Chris Wattie

Of all the events that were almost unimaginable before Donald Trump took office, the disinvitation of the the Philadelphia Eagles to the White House less than 24 hours before their scheduled visit has to rank high.

Traditionally, NFL games feature paroxysms of patriotism—the fading contrails of fighter jets; American flags the size of small nation-states—and the White House visit of the Super Bowl champions has been an easy photo opp for all involved. But that was then.

“The Philadelphia Eagles are unable to come to the White House with their full team to be celebrated tomorrow,” Trump’s statement read. “They disagree with their President because he insists that they proudly stand for the National Anthem, hand on heart, in honor of the great men and women of our military and the people of our country.”

As it happens, none of the Eagles players were among those who kneeled during the anthem last year. “So many lies,” former Eagles wide receiver Torrey Smith tweeted, continuing, “1. Not many people were going to go 2. No one refused to go simply because Trump ‘insists’ folks stand for the anthem 3. The President continues to spread the false narrative that players are anti military.”

Several Eagles have been outspoken social-justice activists and vocal opponents of Trump—including Malcolm Jenkins, who told me earlier this year that Trump was just “like any other troll”—and Trump was right about one thing: A “smaller delegation” really was planning to attend the event. According to Politico, 81 members of the Eagles had submitted their names for security clearance, but all but a handful were backing out. “It’s a cowardly act to cancel the celebration because the majority of the people don’t want to see you,” Smith tweeted. “To make it about the anthem is foolish.”

Philadelphia’s mayor Jim Kenney criticized Trump for the last-minute decision. “Me, me, me, me. That’s all he thinks about every day,” Kenney said in an interview with CNN. “It’s not about the country. It’s not about the citizens. It’s not about what’s best for this country. It’s about what’s best for him. And that’s not what the presidency is about.”

“Eagles fans understand that our players are individuals who can stand up for themselves, and stand up for what they believe in,” Kenney added. “Donald Trump … is never going to change that.”

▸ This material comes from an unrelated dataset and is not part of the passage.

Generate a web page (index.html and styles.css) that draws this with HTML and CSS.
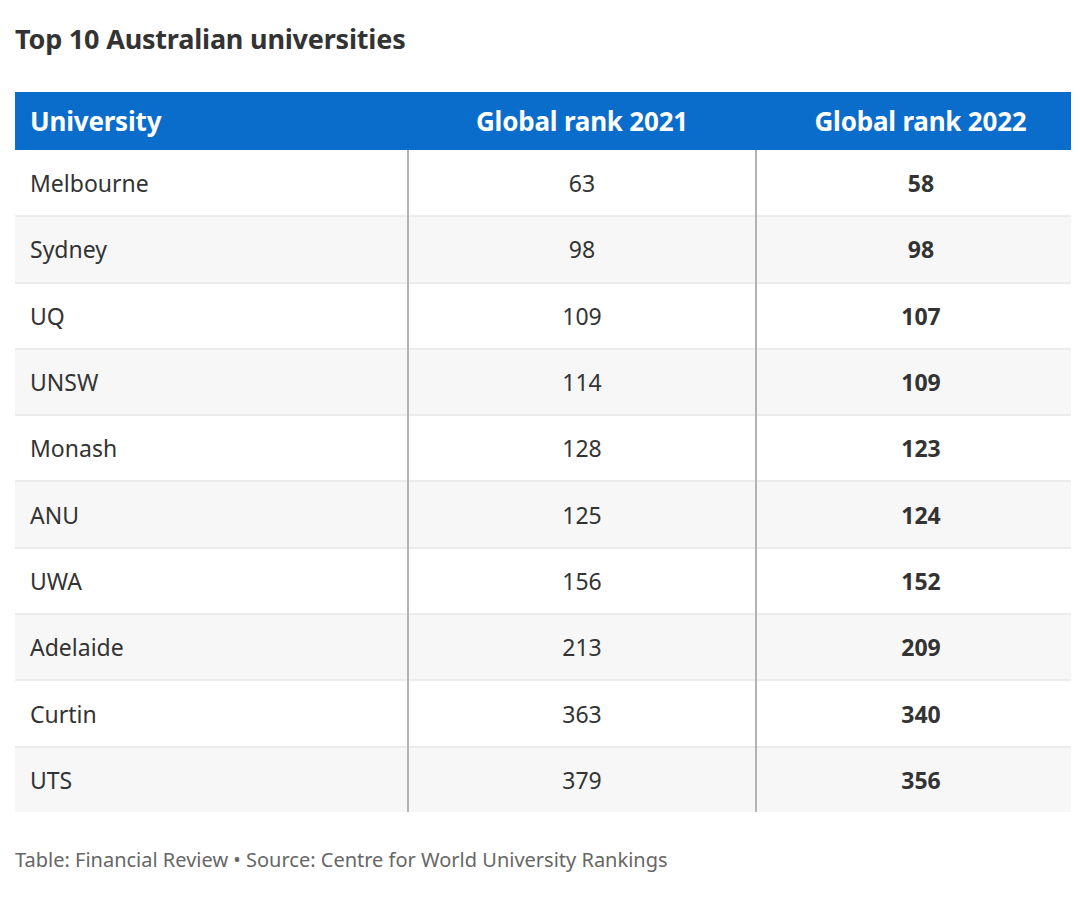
FILE: index.html
```html
<!DOCTYPE html>
<html lang="en">
<head>
<meta charset="utf-8">
<title>Top 10 Australian universities</title>
<link rel="stylesheet" href="styles.css">
</head>
<body>
<div class="wrap">
  <h1 class="title">Top 10 Australian universities</h1>
  <table class="tbl">
    <colgroup>
      <col class="w1">
      <col class="w2">
      <col class="w3">
    </colgroup>
    <thead>
      <tr>
        <th class="c1">University</th>
        <th class="c2">Global rank 2021</th>
        <th class="c3">Global rank 2022</th>
      </tr>
    </thead>
    <tbody>
      <tr><td class="c1">Melbourne</td><td class="c2">63</td><td class="c3">58</td></tr>
      <tr><td class="c1">Sydney</td><td class="c2">98</td><td class="c3">98</td></tr>
      <tr><td class="c1">UQ</td><td class="c2">109</td><td class="c3">107</td></tr>
      <tr><td class="c1">UNSW</td><td class="c2">114</td><td class="c3">109</td></tr>
      <tr><td class="c1">Monash</td><td class="c2">128</td><td class="c3">123</td></tr>
      <tr><td class="c1">ANU</td><td class="c2">125</td><td class="c3">124</td></tr>
      <tr><td class="c1">UWA</td><td class="c2">156</td><td class="c3">152</td></tr>
      <tr><td class="c1">Adelaide</td><td class="c2">213</td><td class="c3">209</td></tr>
      <tr><td class="c1">Curtin</td><td class="c2">363</td><td class="c3">340</td></tr>
      <tr><td class="c1">UTS</td><td class="c2">379</td><td class="c3">356</td></tr>
    </tbody>
  </table>
  <p class="source">Table: Financial Review • Source: Centre for World University Rankings</p>
</div>
</body>
</html>
```
FILE: styles.css
```css
html, body {
  margin: 0;
  padding: 0;
  background: #ffffff;
}
body {
  font-family: "Noto Sans", "Open Sans", sans-serif;
  color: #333333;
}
.wrap {
  padding: 22px 9px 0 15px;
}
.title {
  margin: 0 0 37px;
  font-size: 27px;
  line-height: 33px;
  font-weight: 700;
  color: #333333;
  letter-spacing: -0.2px;
}
.tbl {
  width: 1056px;
  border-collapse: collapse;
  table-layout: fixed;
}
.w1 { width: 393px; }
.w2 { width: 348px; }
.w3 { width: 315px; }
.tbl th {
  background: #0a6dcc;
  color: #ffffff;
  font-size: 26px;
  font-weight: 700;
  height: 58px;
  padding: 0;
  letter-spacing: -0.2px;
}
.tbl td {
  font-size: 23px;
  height: 64.3px;
  padding: 0;
  border-top: 2px solid #ececec;
  color: #333333;
}
.tbl tbody tr:first-child td {
  border-top: none;
  height: 65.3px;
}
.tbl tbody tr:nth-child(even) td {
  background: #f7f7f7;
}
.tbl .c1 {
  text-align: left;
  padding-left: 15px;
}
.tbl .c2 {
  text-align: center;
}
.tbl .c3 {
  text-align: center;
  padding-left: 14px;
}
.tbl td.c2 {
  border-left: 2px solid #b3b3b3;
  border-right: 2px solid #b3b3b3;
}
.tbl td.c3 {
  font-weight: 700;
}
.source {
  margin: 34px 0 0;
  font-size: 20px;
  color: #666666;
}
```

Trump has a well-documented sensitivity to crowd sizes. But for the NFL, there is more at play. The White House has tried to make this about the NFL’s new policy requiring players to stand during the national anthem or stay in the locker room, telling The Washington Post that players were staying away because they were angry about the new rules. Whether or not the administration is trying to inflame the culture war that Trump began when he attacked “son of a bitch” players who protested racial injustice during the anthem, it’s impossible to separate from the owners’ eager and, so far, unsuccessful attempt to placate Trump and deflect attention from players kneeling.

Many associated with the administration initially declared victory. “STILL NOT SICK OF #WINNING!!!!” tweeted Donald Trump Jr. in response to the new regulations. But on Monday night, Trump moved the goal posts. “Staying in the Locker Room for the playing of our National Anthem is as disrespectful to our country as kneeling. Sorry!”

The owners are quickly learning that if you give Trump an inch, he will take a mile. But if the Eagles are any indication, it appears the owners have in fact managed to unite the players—just perhaps not in the way that they intended.